Jean Ondoa

Personal information
- Full name: Jean Chrisostome Mekongo Ondoa
- Date of birth: 21 March 1983 (age 42)
- Place of birth: Douala, Cameroon
- Height: 1.85 m (6 ft 1 in)
- Position: Midfielder

Youth career
- A.S. Lea F.C. di Yaounde
- 2000–2001: Sampdoria

Senior career*
- Years: Team / Apps / (Gls)
- 2001: Sampdoria / 0 / (0)
- 2002–2003: Cremonese / 20+ / (0)
- 2004: Bellinzona / 9 / (0)
- 2004–2005: Naftex Burgas / ? / (?)

= Jean Ondoa =

Cameroonian footballer

Jean Chrisostome Mekongo Ondoa (born 21 March 1983 in Douala, Cameroon) is a Cameroonian footballer.

==Biography==
Ondoa started his European career at Sampdoria. In February 2001, along with Thomas Job and Francis Zé, he was investigated by the FIGC for using false documents in order to be treated as a European Union citizen. The investigation found that he had used a fake French identity card to enter Italy and a fake Portuguese passport to finish the player registration, which was directed by his agent. In July 2001, all three were banned for 6 months. In February 2002, he was loaned to Cremonese along with Zé. In the 2002-03, season he remained at Cremonese and Job joined him on loan.
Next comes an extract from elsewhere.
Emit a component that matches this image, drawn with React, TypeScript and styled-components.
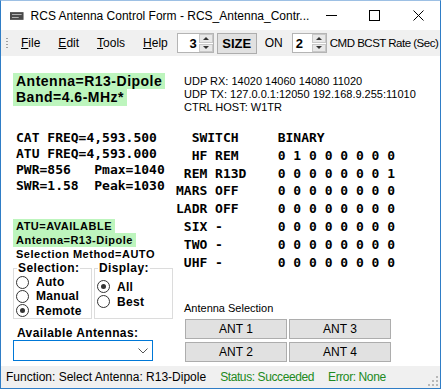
import React from 'react';
import styled, { createGlobalStyle } from 'styled-components';

const GlobalStyle = createGlobalStyle`
  html, body { margin: 0; padding: 0; background: #fff; }
  body { font-family: "Liberation Sans", Arial, sans-serif; color: #000; }
`;

const UI = `"Liberation Sans", Arial, sans-serif`;
const MONO = `"DejaVu Sans Mono", "Liberation Mono", monospace`;

const Window = styled.div`
  width: 441px;
  height: 389px;
  box-sizing: border-box;
  border: 1px solid #2f7dc6;
  border-top-color: #9dc0e4;
  display: flex;
  flex-direction: column;
  background: #fff;
  overflow: hidden;
`;

const TitleBar = styled.div`
  height: 29px;
  flex-shrink: 0;
  display: flex;
  align-items: center;
  font: 12px ${UI};
`;

const AppIcon = styled.svg`
  margin: 0 7px 0 9px;
`;

const TitleText = styled.div`
  flex: 1;
  white-space: nowrap;
`;

const Caption = styled.div`
  width: 45px;
  height: 29px;
  display: flex;
  align-items: center;
  justify-content: center;
`;

const MenuBar = styled.div`
  height: 26px;
  flex-shrink: 0;
  background: #f0f0f0;
  display: flex;
  align-items: center;
  font: 12px ${UI};
`;

const Grip = styled.div`
  width: 2px;
  height: 12px;
  margin: 0 10px 0 5px;
  background: radial-gradient(circle, #a0a0a0 0.8px, transparent 1px) 0 0 / 2px 3px;
`;

const MenuItem = styled.span<{ $first?: boolean }>`
  padding: 0 9px 0 ${(p) => (p.$first ? '3px' : '9px')};
  u { text-decoration: underline; text-underline-offset: 1px; }
`;

const UpDown = styled.div<{ $w: number; $right?: boolean }>`
  width: ${(p) => p.$w}px;
  height: 20px;
  box-sizing: border-box;
  background: #fff;
  border: 1px solid #b4b4b4;
  display: flex;
  align-items: center;
  justify-content: ${(p) => (p.$right ? 'flex-end' : 'space-between')};
  font: bold 13px ${UI};
  padding-left: 3px;
`;

const UpDownValue = styled.span`
  padding-right: 1px;
`;

const Spin = styled.div`
  width: 14px;
  height: 18px;
  display: flex;
  flex-direction: column;
  gap: 1px;
  margin-left: 1px;
`;

const SpinBtn = styled.div<{ $up?: boolean }>`
  flex: 1;
  background: #e8e8e8;
  border: 1px solid #c8c8c8;
  display: flex;
  align-items: center;
  justify-content: center;
  &::after {
    content: '';
    border-left: 3px solid transparent;
    border-right: 3px solid transparent;
    ${(p) => (p.$up ? 'border-bottom: 3px solid #333;' : 'border-top: 3px solid #333;')}
  }
`;

const SizeButton = styled.div`
  width: 40px;
  height: 21px;
  margin-left: 3px;
  box-sizing: border-box;
  background: #e1e1e1;
  border: 1px solid #adadad;
  display: flex;
  align-items: center;
  justify-content: center;
  font: bold 13px ${UI};
`;

const MenuLabel = styled.span<{ $ml: number; $mr?: number; $tight?: boolean }>`
  margin-left: ${(p) => p.$ml}px;
  margin-right: ${(p) => p.$mr ?? 0}px;
  font-size: ${(p) => (p.$tight ? '11.5px' : '12px')};
  letter-spacing: ${(p) => (p.$tight ? '-0.5px' : '0')};
  white-space: nowrap;
`;

const Client = styled.div`
  flex: 1;
  display: flex;
`;

const LeftCol = styled.div`
  width: 163px;
  padding-left: 12px;
  display: flex;
  flex-direction: column;
  align-items: flex-start;
`;

const RightCol = styled.div`
  flex: 1;
  display: flex;
  flex-direction: column;
`;

const Highlight = styled.div<{ $green?: boolean; $size: number; $lh: number }>`
  font: bold ${(p) => p.$size}px/${(p) => p.$lh}px ${UI};
  letter-spacing: 0.5px;
  padding: 0 3px;
  width: fit-content;
  background: ${(p) => (p.$green ? '#bdf5bd' : 'transparent')};
  white-space: nowrap;
`;

const BigInfo = styled.div`
  margin-top: 17px;
`;

const FreqBlock = styled.pre`
  margin: 24px 0 0 3px;
  font: bold 13px/16px ${MONO};
`;

const AtuBlock = styled.div`
  margin-top: 25px;
`;

const GroupRow = styled.div`
  display: flex;
  gap: 2px;
`;

const Group = styled.fieldset<{ $w: number; $h: number }>`
  width: ${(p) => p.$w}px;
  height: ${(p) => p.$h}px;
  box-sizing: border-box;
  margin: 0;
  border: 1px solid #dcdcdc;
  padding: 0 0 0 2px;
  display: flex;
  flex-direction: column;
  legend {
    font: bold 12px ${UI};
    letter-spacing: 0.4px;
    padding: 0 1px;
    margin-left: 1px;
  }
`;

const RadioRow = styled.label`
  display: flex;
  align-items: center;
  height: 15px;
  font: bold 12px ${UI};
  letter-spacing: 0.3px;
`;

const RadioDot = styled.span<{ $on?: boolean }>`
  width: 11px;
  height: 11px;
  border: 1px solid #333;
  border-radius: 50%;
  margin-right: 7px;
  display: flex;
  align-items: center;
  justify-content: center;
  background: #fff;
  &::after {
    content: '';
    width: 5px;
    height: 5px;
    border-radius: 50%;
    background: ${(p) => (p.$on ? '#333' : 'transparent')};
  }
`;

const ComboLabel = styled.div`
  margin: 7px 0 0 4px;
  font: bold 12px/14px ${UI};
  letter-spacing: 0.4px;
`;

const Combo = styled.div`
  width: 140px;
  height: 21px;
  box-sizing: border-box;
  border: 1px solid #0078d7;
  display: flex;
  align-items: center;
  justify-content: flex-end;
  padding-right: 4px;
`;

const UdpBlock = styled.div`
  margin: 19px 0 0 8px;
  font: 11px/13px ${UI};
`;

const SwitchTable = styled.div`
  margin-top: 15px;
  display: grid;
  grid-template-columns: 4ch 7ch auto;
  column-gap: 1ch;
  font: bold 13px/17.8px ${MONO};
  white-space: pre;
`;

const Name = styled.span`
  text-align: right;
`;

const HeadCell = styled.span<{ $span?: boolean }>`
  grid-column: ${(p) => (p.$span ? '1 / span 2' : 'auto')};
  padding-left: ${(p) => (p.$span ? '2ch' : '0')};
`;

const AntSection = styled.div`
  margin: 30px 0 0 8px;
`;

const AntLabel = styled.div`
  font: 11px/14px ${UI};
  margin-bottom: 4px;
`;

const AntGrid = styled.div`
  display: grid;
  grid-template-columns: 102px 102px;
  grid-auto-rows: 20px;
  gap: 3px 2px;
  margin-left: 1px;
`;

const AntButton = styled.div`
  background: #e1e1e1;
  border: 1px solid #adadad;
  display: flex;
  align-items: center;
  justify-content: center;
  font: 12px ${UI};
`;

const StatusBar = styled.div`
  height: 22px;
  flex-shrink: 0;
  background: #f0f0f0;
  display: flex;
  align-items: center;
  padding-left: 5px;
  font: 12px ${UI};
`;

const StatusText = styled.span<{ $green?: boolean; $ml: number }>`
  margin-left: ${(p) => p.$ml}px;
  color: ${(p) => (p.$green ? '#218a21' : '#000')};
  letter-spacing: ${(p) => (p.$green ? '-0.4px' : '0')};
  white-space: nowrap;
`;

const SizeGrip = styled.svg`
  margin-left: auto;
  margin-right: 2px;
  align-self: flex-end;
  margin-bottom: 2px;
`;

const switches: [string, string, string][] = [
  ['HF', 'REM', '0 1 0 0 0 0 0 0'],
  ['REM', 'R13D', '0 0 0 0 0 0 0 1'],
  ['MARS', 'OFF', '0 0 0 0 0 0 0 0'],
  ['LADR', 'OFF', '0 0 0 0 0 0 0 0'],
  ['SIX', '-', '0 0 0 0 0 0 0 0'],
  ['TWO', '-', '0 0 0 0 0 0 0 0'],
  ['UHF', '-', '0 0 0 0 0 0 0 0'],
];

const Radio = ({ label, on }: { label: string; on?: boolean }) => (
  <RadioRow>
    <RadioDot $on={on} />
    {label}
  </RadioRow>
);

export default function App() {
  return (
    <>
      <GlobalStyle />
      <Window>
        <TitleBar>
          <AppIcon width="14" height="8" viewBox="0 0 14 8">
            <rect x="0" y="0" width="14" height="8" fill="#4a4a4a" />
            <rect x="2" y="2" width="10" height="1" fill="#bbb" />
            <rect x="2" y="5" width="7" height="1" fill="#bbb" />
          </AppIcon>
          <TitleText>RCS Antenna Control Form - RCS_Antenna_Contr...</TitleText>
          <Caption>
            <svg width="11" height="11" viewBox="0 0 11 11">
              <line x1="0" y1="5.5" x2="11" y2="5.5" stroke="#000" strokeWidth="1" />
            </svg>
          </Caption>
          <Caption>
            <svg width="11" height="11" viewBox="0 0 11 11">
              <rect x="0.5" y="0.5" width="10" height="10" fill="none" stroke="#000" strokeWidth="1" />
            </svg>
          </Caption>
          <Caption>
            <svg width="11" height="11" viewBox="0 0 11 11">
              <path d="M0.5 0.5 L10.5 10.5 M10.5 0.5 L0.5 10.5" stroke="#000" strokeWidth="1" />
            </svg>
          </Caption>
        </TitleBar>

        <MenuBar>
          <Grip />
          <MenuItem $first><u>F</u>ile</MenuItem>
          <MenuItem><u>E</u>dit</MenuItem>
          <MenuItem><u>T</u>ools</MenuItem>
          <MenuItem><u>H</u>elp</MenuItem>
          <UpDown $w={37} $right>
            <UpDownValue>3</UpDownValue>
            <Spin>
              <SpinBtn $up />
              <SpinBtn />
            </Spin>
          </UpDown>
          <SizeButton>SIZE</SizeButton>
          <MenuLabel $ml={8} $mr={9}>ON</MenuLabel>
          <UpDown $w={35}>
            <UpDownValue>2</UpDownValue>
            <Spin>
              <SpinBtn $up />
              <SpinBtn />
            </Spin>
          </UpDown>
          <MenuLabel $ml={3} $tight>CMD BCST Rate (Sec)</MenuLabel>
        </MenuBar>

        <Client>
          <LeftCol>
            <BigInfo>
              <Highlight $green $size={14} $lh={16}>Antenna=R13-Dipole</Highlight>
              <Highlight $green $size={14} $lh={17}>Band=4.6-MHz*</Highlight>
            </BigInfo>

            <FreqBlock>{`CAT FREQ=4,593.500
ATU FREQ=4,593.000
PWR=856   Pmax=1040
SWR=1.58  Peak=1030`}</FreqBlock>

            <AtuBlock>
              <Highlight $green $size={11} $lh={14}>ATU=AVAILABLE</Highlight>
              <Highlight $green $size={11} $lh={14}>Antenna=R13-Dipole</Highlight>
              <Highlight $size={11} $lh={14}>Selection Method=AUTO</Highlight>
            </AtuBlock>

            <GroupRow>
              <Group $w={79} $h={58}>
                <legend>Selection:</legend>
                <Radio label="Auto" />
                <Radio label="Manual" />
                <Radio label="Remote" on />
              </Group>
              <Group $w={79} $h={58}>
                <legend>Display:</legend>
                <div style={{ height: 4 }} />
                <Radio label="All" on />
                <Radio label="Best" />
              </Group>
            </GroupRow>

            <ComboLabel>Available Antennas:</ComboLabel>
            <Combo>
              <svg width="10" height="6" viewBox="0 0 10 6">
                <polyline points="0.5,0.5 5,5 9.5,0.5" fill="none" stroke="#555" strokeWidth="1" />
              </svg>
            </Combo>
          </LeftCol>

          <RightCol>
            <UdpBlock>
              <div>UDP RX: 14020 14060 14080 11020</div>
              <div>UDP TX: 127.0.0.1:12050 192.168.9.255:11010</div>
              <div>CTRL HOST: W1TR</div>
            </UdpBlock>

            <SwitchTable>
              <HeadCell $span>SWITCH</HeadCell>
              <HeadCell>BINARY</HeadCell>
              {switches.map(([n, v, b]) => (
                <React.Fragment key={n}>
                  <Name>{n}</Name>
                  <span>{v}</span>
                  <span>{b}</span>
                </React.Fragment>
              ))}
            </SwitchTable>

            <AntSection>
              <AntLabel>Antenna Selection</AntLabel>
              <AntGrid>
                <AntButton>ANT 1</AntButton>
                <AntButton>ANT 3</AntButton>
                <AntButton>ANT 2</AntButton>
                <AntButton>ANT 4</AntButton>
              </AntGrid>
            </AntSection>
          </RightCol>
        </Client>

        <StatusBar>
          <StatusText $ml={0}>Function: Select Antenna: R13-Dipole</StatusText>
          <StatusText $green $ml={14}>Status: Succeeded</StatusText>
          <StatusText $green $ml={14}>Error: None</StatusText>
          <SizeGrip width="10" height="10" viewBox="0 0 10 10">
            <rect x="8" y="0" width="2" height="2" fill="#b8b8b8" />
            <rect x="4" y="4" width="2" height="2" fill="#b8b8b8" />
            <rect x="8" y="4" width="2" height="2" fill="#b8b8b8" />
            <rect x="0" y="8" width="2" height="2" fill="#b8b8b8" />
            <rect x="4" y="8" width="2" height="2" fill="#b8b8b8" />
            <rect x="8" y="8" width="2" height="2" fill="#b8b8b8" />
          </SizeGrip>
        </StatusBar>
      </Window>
    </>
  );
}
Ondoa remained at Cremonese at the start of 2003-04 season.

In the middle of the 2003-04 season, he joined the Swiss Challenge League side (from the Italian speaking region) Bellinzona, playing his first match for them in round 17, losing 2-3 to Chiasso. During the 2004-05 season, he joined Naftex Burgas.